Some thoughts to consider:

From Pres. Truman - 
"You know that being an American is more than a matter of where your parents came from. It is a belief that all men are created free and equal and that everyone deserves an even break.”

And an echo from Edward Snowden -

"Some say I'm a man without a country, but that's not true. America has always been an ideal, and though I'm far away, I've never felt as connected to it as I do now..." (written on the occasion of the first anniversary of the first publication of his NSA leaks;  it was first published by ACLU; the full statement can also be found here )

 We must keep finding ways to truly honor the ideals of America and the magic words of the Declaration of Independence.  We must continue to demand that our Constitution and Bill of Rights be honored.  These quotes remind us that "American" goes so much deeper than one's place of birth, residence, or even citizenship.  People all over the world long for these ideals, even though circumstances might make it hard for them to stand up for them.  We must continually remind our officials that not adhering to our ideals is unacceptable and also counterproductive. Revelations of NSA spying, ill treatment of protesters, horrible drone strikes, and more show that we are not practicing what we have been preaching. We must insist that America realign its actions in more positive directions.

Tuesday, June 24, 2014

Some Current Human Rights Issues

Lately we've looked at mainly what has been going on in the U. S.  But there are problems all over. 
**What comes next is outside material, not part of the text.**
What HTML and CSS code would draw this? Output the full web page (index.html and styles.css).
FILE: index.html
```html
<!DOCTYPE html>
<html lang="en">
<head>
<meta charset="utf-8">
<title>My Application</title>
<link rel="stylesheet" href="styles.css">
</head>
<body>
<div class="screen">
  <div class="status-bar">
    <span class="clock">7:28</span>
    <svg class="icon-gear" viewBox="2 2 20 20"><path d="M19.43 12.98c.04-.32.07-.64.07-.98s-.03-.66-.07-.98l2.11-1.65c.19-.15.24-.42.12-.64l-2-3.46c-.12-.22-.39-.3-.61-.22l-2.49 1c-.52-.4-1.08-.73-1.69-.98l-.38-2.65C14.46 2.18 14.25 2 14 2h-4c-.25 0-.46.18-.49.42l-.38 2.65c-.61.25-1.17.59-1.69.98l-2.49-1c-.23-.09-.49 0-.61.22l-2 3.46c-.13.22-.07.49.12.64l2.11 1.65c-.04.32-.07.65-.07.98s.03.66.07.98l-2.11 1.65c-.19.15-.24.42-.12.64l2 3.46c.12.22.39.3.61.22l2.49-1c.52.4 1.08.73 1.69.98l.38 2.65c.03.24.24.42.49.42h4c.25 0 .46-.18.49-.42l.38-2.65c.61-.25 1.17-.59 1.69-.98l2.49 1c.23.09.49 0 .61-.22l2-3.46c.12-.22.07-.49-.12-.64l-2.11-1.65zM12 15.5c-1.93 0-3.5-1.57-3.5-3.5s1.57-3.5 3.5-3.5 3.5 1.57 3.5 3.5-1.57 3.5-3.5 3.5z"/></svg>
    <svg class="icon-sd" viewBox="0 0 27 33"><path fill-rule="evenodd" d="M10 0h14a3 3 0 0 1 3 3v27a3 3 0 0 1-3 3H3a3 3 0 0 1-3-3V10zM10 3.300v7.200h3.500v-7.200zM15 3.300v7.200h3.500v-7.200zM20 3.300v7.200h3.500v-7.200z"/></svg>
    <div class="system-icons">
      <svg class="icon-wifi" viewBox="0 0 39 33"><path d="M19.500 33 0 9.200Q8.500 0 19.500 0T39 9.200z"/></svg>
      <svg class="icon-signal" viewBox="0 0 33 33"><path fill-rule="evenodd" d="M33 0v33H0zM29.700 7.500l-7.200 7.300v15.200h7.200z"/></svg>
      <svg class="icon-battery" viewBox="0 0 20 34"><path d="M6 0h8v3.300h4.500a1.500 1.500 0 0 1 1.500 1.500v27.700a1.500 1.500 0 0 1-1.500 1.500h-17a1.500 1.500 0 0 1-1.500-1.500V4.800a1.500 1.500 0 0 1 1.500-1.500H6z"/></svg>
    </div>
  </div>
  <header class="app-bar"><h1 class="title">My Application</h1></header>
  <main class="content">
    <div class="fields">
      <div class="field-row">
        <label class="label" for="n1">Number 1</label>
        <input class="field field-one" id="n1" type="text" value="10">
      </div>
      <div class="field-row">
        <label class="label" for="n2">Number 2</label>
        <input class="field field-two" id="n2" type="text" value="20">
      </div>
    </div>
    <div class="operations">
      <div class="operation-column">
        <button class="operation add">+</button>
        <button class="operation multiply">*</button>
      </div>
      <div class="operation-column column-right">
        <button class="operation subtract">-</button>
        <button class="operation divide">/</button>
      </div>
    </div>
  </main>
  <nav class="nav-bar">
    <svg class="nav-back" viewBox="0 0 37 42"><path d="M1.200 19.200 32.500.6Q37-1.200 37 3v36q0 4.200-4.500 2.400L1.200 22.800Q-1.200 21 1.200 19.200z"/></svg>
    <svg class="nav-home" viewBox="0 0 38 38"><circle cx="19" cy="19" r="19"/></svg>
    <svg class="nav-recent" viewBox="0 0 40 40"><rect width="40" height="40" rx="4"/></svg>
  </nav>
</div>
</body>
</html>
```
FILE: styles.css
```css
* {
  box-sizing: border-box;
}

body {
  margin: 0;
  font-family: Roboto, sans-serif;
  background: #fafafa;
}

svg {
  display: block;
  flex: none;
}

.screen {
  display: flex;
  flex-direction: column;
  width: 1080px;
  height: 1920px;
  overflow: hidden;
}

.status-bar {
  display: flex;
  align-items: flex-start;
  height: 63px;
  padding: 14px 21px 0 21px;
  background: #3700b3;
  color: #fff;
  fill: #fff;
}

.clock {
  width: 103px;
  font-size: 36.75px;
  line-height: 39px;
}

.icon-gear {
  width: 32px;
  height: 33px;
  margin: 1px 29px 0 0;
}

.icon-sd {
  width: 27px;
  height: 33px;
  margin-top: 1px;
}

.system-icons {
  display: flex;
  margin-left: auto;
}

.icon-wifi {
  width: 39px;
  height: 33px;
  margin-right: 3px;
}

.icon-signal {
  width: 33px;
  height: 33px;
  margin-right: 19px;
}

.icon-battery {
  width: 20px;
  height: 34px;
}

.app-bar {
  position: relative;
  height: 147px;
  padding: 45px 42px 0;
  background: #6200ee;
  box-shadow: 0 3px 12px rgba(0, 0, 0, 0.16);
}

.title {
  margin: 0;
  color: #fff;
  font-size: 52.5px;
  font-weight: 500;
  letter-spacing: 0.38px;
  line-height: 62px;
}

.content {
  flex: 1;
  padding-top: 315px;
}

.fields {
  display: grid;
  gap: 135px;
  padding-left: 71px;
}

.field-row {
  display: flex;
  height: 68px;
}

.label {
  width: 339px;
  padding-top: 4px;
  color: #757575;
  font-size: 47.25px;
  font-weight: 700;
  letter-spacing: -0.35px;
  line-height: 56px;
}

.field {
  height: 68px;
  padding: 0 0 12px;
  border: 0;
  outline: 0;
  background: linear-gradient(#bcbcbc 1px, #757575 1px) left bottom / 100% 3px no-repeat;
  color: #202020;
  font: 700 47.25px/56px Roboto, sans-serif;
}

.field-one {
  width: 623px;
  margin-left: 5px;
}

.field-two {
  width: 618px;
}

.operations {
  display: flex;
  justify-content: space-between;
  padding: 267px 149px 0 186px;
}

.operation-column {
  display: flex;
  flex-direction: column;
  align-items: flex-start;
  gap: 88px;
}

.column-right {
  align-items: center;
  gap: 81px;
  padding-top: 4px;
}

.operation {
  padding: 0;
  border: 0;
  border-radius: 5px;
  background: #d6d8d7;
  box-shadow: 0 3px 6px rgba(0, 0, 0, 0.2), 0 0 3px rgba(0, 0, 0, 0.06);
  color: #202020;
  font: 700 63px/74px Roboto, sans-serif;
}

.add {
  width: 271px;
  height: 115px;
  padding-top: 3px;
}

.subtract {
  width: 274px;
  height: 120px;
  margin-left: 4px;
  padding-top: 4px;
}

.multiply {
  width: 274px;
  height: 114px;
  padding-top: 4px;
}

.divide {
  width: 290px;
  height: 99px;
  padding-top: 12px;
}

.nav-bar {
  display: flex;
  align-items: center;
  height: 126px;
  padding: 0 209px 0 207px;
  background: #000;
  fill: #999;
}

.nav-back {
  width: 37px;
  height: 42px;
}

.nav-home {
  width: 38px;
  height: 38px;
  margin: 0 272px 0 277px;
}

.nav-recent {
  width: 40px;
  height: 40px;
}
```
Things in Egypt are getting very dangerous for protesters and dissenters - and journalists. A key Egyptian activist was jailed after a questionable trial. Read about it here.   This is in addition to the death sentences handed down to some dissenters.  The U. N. is concerned with these developments.  At least some have taken note.  There was a protest in London reported on in photos.  Latest word is that some journalists were jailed. This from the article:
"That a guilty verdict was still reached hours later, despite Kerry confirming the return of US military and economic aid to Egypt, represented an embarrassment for US diplomacy, analysts argued."
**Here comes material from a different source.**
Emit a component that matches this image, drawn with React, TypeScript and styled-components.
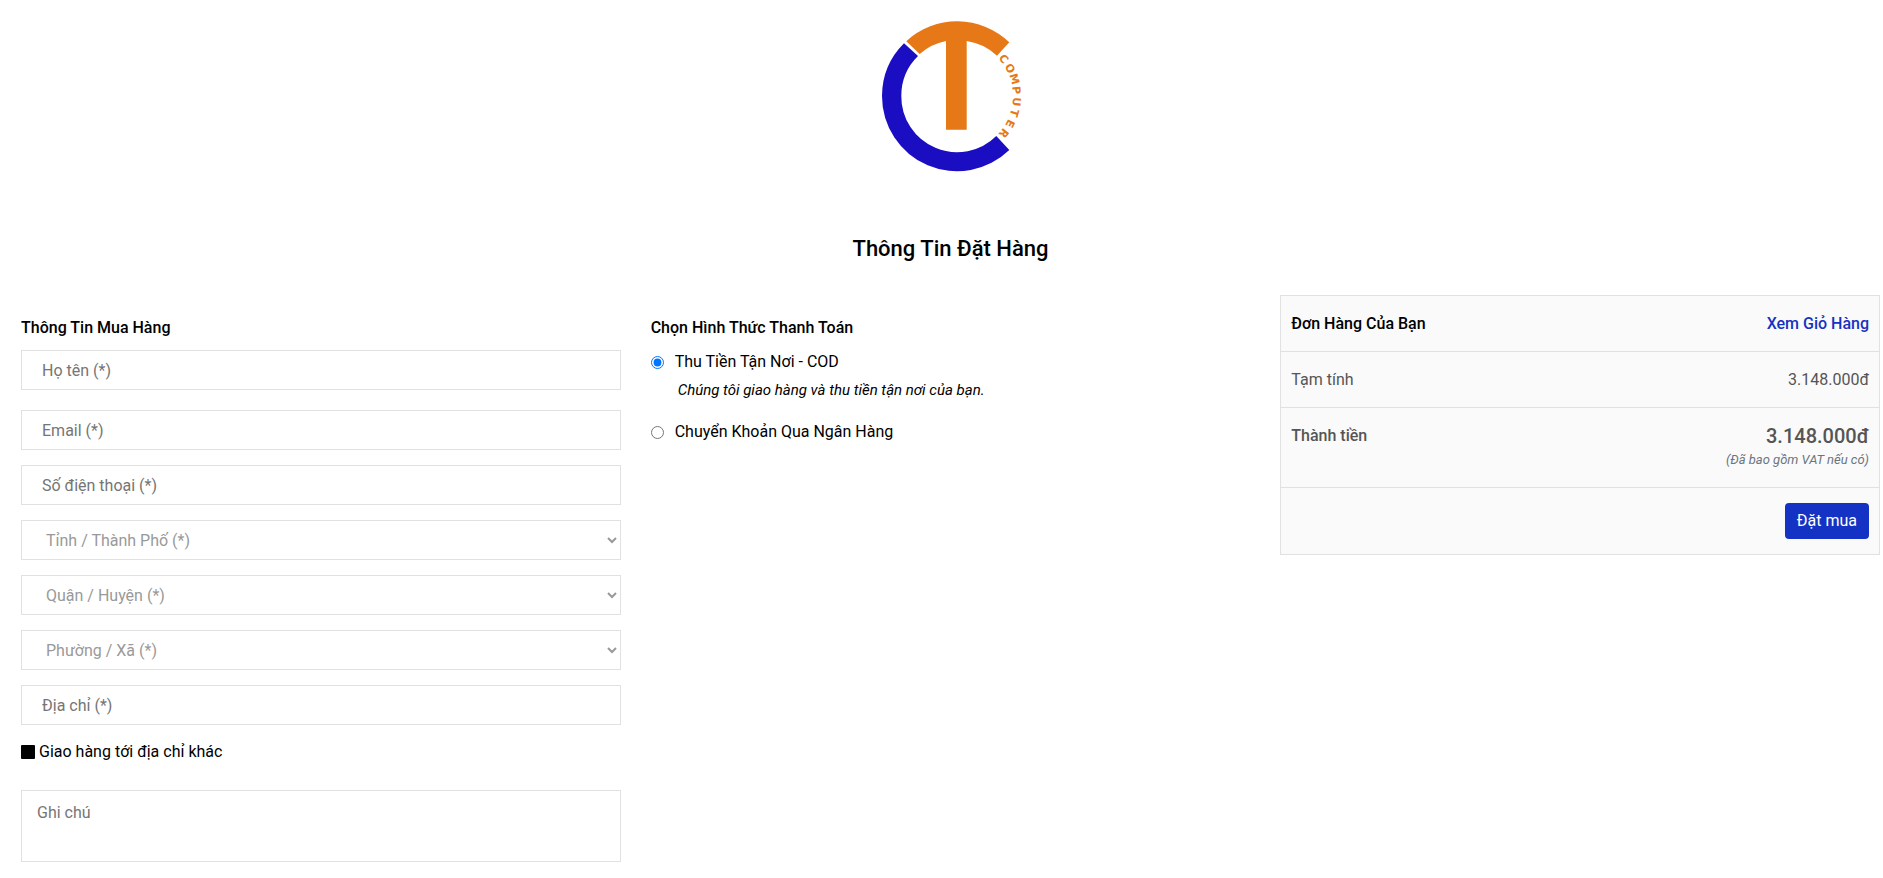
import React from "react";
import styled, { createGlobalStyle } from "styled-components";

const GlobalStyle = createGlobalStyle`
  *, *::before, *::after { box-sizing: border-box; }
  body {
    margin: 0;
    background: #fff;
    color: #000;
    font-family: Roboto, "Liberation Sans", sans-serif;
    font-size: 16px;
    line-height: 24px;
  }
  input, select, textarea, button { font: inherit; }
`;

const Page = styled.div`
  padding: 0 3px 16px 21px;
`;

const Brand = styled.a`
  display: block;
  width: 180px;
  margin: 0 auto;
`;

const LogoDrawing = styled.svg`
  display: block;
  width: 100%;
`;

const Title = styled.h1`
  margin: 43px 0 32px;
  font-size: 22px;
  line-height: 28px;
  font-weight: 500;
  text-align: center;
`;

const Columns = styled.form`
  display: grid;
  grid-template-columns: repeat(3, minmax(0, 1fr));
  gap: 30px;
  align-items: start;
`;

const Section = styled.section`
  display: flex;
  flex-direction: column;
  padding-top: 21px;
`;

const SectionTitle = styled.h2`
  margin: 0 0 10px;
  font-size: 16px;
  line-height: 24px;
  font-weight: 500;
`;

const Fields = styled.div`
  display: flex;
  flex-direction: column;
  gap: 15px;
`;

const Field = styled.input<{ $spaced?: boolean }>`
  width: 100%;
  height: 40px;
  margin-bottom: ${(p) => (p.$spaced ? "5px" : "0")};
  padding: 0 20px;
  border: 1px solid #e1e1e1;
  border-radius: 0;
  background: #fff;
  outline: none;
  &::placeholder { color: #757575; opacity: 1; }
`;

const Picker = styled.select`
  width: 100%;
  height: 40px;
  padding: 0 0 0 20px;
  border: 1px solid #e1e1e1;
  border-radius: 0;
  background: #fff;
  color: #999;
`;

const CheckRow = styled.label`
  display: flex;
  align-items: center;
  gap: 4px;
  margin: 15px 0 26px;
`;

const Check = styled.input`
  appearance: none;
  width: 14px;
  height: 14px;
  margin: 0;
  border-radius: 1px;
  background: #000;
`;

const Note = styled.textarea`
  display: block;
  width: 100%;
  height: 72px;
  padding: 10px 15px;
  border: 1px solid #e1e1e1;
  resize: none;
  &::placeholder { color: #757575; opacity: 1; }
`;

const Option = styled.label`
  display: flex;
  align-items: center;
  gap: 11px;
`;

const Radio = styled.input`
  width: 13px;
  height: 13px;
  margin: 0;
`;

const OptionHint = styled.p`
  margin: 4px 0 18px 27px;
  font-size: 15px;
  font-style: italic;
`;

const Summary = styled.table`
  width: 100%;
  border-collapse: collapse;
  border: 1px solid #e1e1e1;
  background: #fafafa;
  color: #555;
`;

const SummaryRow = styled.tr`
  border-top: 1px solid #e1e1e1;
`;

const HeadCell = styled.th<{ $strong?: boolean; $dark?: boolean }>`
  padding: 16px 10px 15px;
  color: ${(p) => (p.$dark ? "#000" : "#555")};
  font-weight: ${(p) => (p.$strong ? 500 : 400)};
  text-align: left;
  vertical-align: top;
`;

const ValueCell = styled.td`
  padding: 16px 10px 15px;
  text-align: right;
`;

const ActionCell = styled.td`
  padding: 15px 10px;
`;

const CartLink = styled.a`
  color: #1432c3;
  font-weight: 500;
  text-decoration: none;
`;

const Total = styled.strong`
  display: block;
  font-size: 20px;
  font-weight: 500;
`;

const TaxHint = styled.small`
  display: block;
  color: #6c757d;
  font-size: 13px;
  font-style: italic;
`;

const OrderButton = styled.button`
  display: block;
  height: 36px;
  margin: 0 0 0 auto;
  padding: 0 12px;
  border: 0;
  border-radius: 4px;
  background: #1432c3;
  color: #fff;
`;

const letters = "COMPUTER".split("");

function Logo() {
  return (
    <LogoDrawing viewBox="0 0 180 192" role="img" aria-label="CT Computer">
      <path
        d="M43 43.3A75 75 0 0 0 21 96A75 75 0 0 0 148.3 150L135.3 136A55.7 55.7 0 0 1 40.3 96A55.7 55.7 0 0 1 57 56Z"
        fill="#1a0dc2"
      />
      <path
        d="M45.3 41.3A75 75 0 0 1 148.3 42.3L136 55.7A56 56 0 0 0 105.7 41V129.7H85V41A56 56 0 0 0 58.7 54Z"
        fill="#e67817"
      />
      <g
        fill="#e67817"
        fontFamily="DejaVu Sans, sans-serif"
        fontWeight="700"
        fontSize="11"
        textAnchor="middle"
      >
        {letters.map((letter, i) => (
          <text key={i} x="96" y="40" transform={`rotate(${51.5 + i * 11} 96 96)`}>
            {letter}
          </text>
        ))}
      </g>
    </LogoDrawing>
  );
}

export default function App() {
  return (
    <>
      <GlobalStyle />
      <Page>
        <Brand href="#">
          <Logo />
        </Brand>
        <Title>Thông Tin Đặt Hàng</Title>
        <Columns>
          <Section>
            <SectionTitle>Thông Tin Mua Hàng</SectionTitle>
            <Fields>
              <Field $spaced type="text" aria-label="Họ tên" placeholder="Họ tên (*)" />
              <Field type="email" aria-label="Email" placeholder="Email (*)" />
              <Field type="tel" aria-label="Số điện thoại" placeholder="Số điện thoại (*)" />
              <Picker aria-label="Tỉnh / Thành Phố">
                <option>Tỉnh / Thành Phố (*)</option>
              </Picker>
              <Picker aria-label="Quận / Huyện">
                <option>Quận / Huyện (*)</option>
              </Picker>
              <Picker aria-label="Phường / Xã">
                <option>Phường / Xã (*)</option>
              </Picker>
              <Field type="text" aria-label="Địa chỉ" placeholder="Địa chỉ (*)" />
            </Fields>
            <CheckRow>
              <Check type="checkbox" />
              Giao hàng tới địa chỉ khác
            </CheckRow>
            <Note aria-label="Ghi chú" placeholder="Ghi chú" />
          </Section>

          <Section>
            <SectionTitle>Chọn Hình Thức Thanh Toán</SectionTitle>
            <Option>
              <Radio type="radio" name="payment" defaultChecked />
              Thu Tiền Tận Nơi - COD
            </Option>
            <OptionHint>Chúng tôi giao hàng và thu tiền tận nơi của bạn.</OptionHint>
            <Option>
              <Radio type="radio" name="payment" />
              Chuyển Khoản Qua Ngân Hàng
            </Option>
          </Section>

          <Summary>
            <tbody>
              <SummaryRow>
                <HeadCell scope="row" $strong $dark>Đơn Hàng Của Bạn</HeadCell>
                <ValueCell>
                  <CartLink href="#">Xem Giỏ Hàng</CartLink>
                </ValueCell>
              </SummaryRow>
              <SummaryRow>
                <HeadCell scope="row">Tạm tính</HeadCell>
                <ValueCell>3.148.000đ</ValueCell>
              </SummaryRow>
              <SummaryRow>
                <HeadCell scope="row" $strong>Thành tiền</HeadCell>
                <ValueCell>
                  <Total>3.148.000đ</Total>
                  <TaxHint>(Đã bao gồm VAT nếu có)</TaxHint>
                </ValueCell>
              </SummaryRow>
              <SummaryRow>
                <ActionCell colSpan={2}>
                  <OrderButton type="button">Đặt mua</OrderButton>
                </ActionCell>
              </SummaryRow>
            </tbody>
          </Summary>
        </Columns>
      </Page>
    </>
  );
}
What were we thinking - didn't Washington read about those death sentences?  What, no sanctions?  Unbelievable!

Also, read this which talks a bit more about the situation in Egypt, including the fact that hundreds of political prisoners are being detained.

Elsewhere, China arrested a well-known dissident and sent a white paper to Hong Kong, asserting its final jurisdiction over that special district.  This white paper was distributed days after protests commemorating Tienanmen Square and before activists hold an unofficial referendum on options for 2017 elections in Hong Kong.

Then there are the protests against the World Cup in Brazil.  Here's one article from The Guardian about the experience of some activists.  Why aren't "we" condemning this? In the latest story from Reuters it was noted that the protests are smaller now, peaceful, and the protesters are definitely outnumbered by riot police. Riot police, really?  Why are governments so threatened by small, peaceful protests?  And I wonder why World Cup fever seems to drown out the important message they have.

 Look around.  Be aware that dissent and protest are seen as threatening in so many places around the world.  We all should take a stand for the right to speak freely, assemble freely,  and protest peacefully both at home and elsewhere.

Saturday, June 21, 2014

Significance of Today

Really, I wasn't planing to post today - until I saw online some reminders of the significance of this date.  

June 21.  On June 21, 1964, three civil rights workers were murdered in Philadelphia, Mississippi during Freedom Summer.  The murders of James Chaney, Andrew Goodman, and Michael Schwerner  marked one of the defining moments of the Civil Rights Movement.  Today, 50 years later, the incident still teaches lessons of commitment to civil rights, full citizenship, and equal justice for all.  Let us remember them and their legacy.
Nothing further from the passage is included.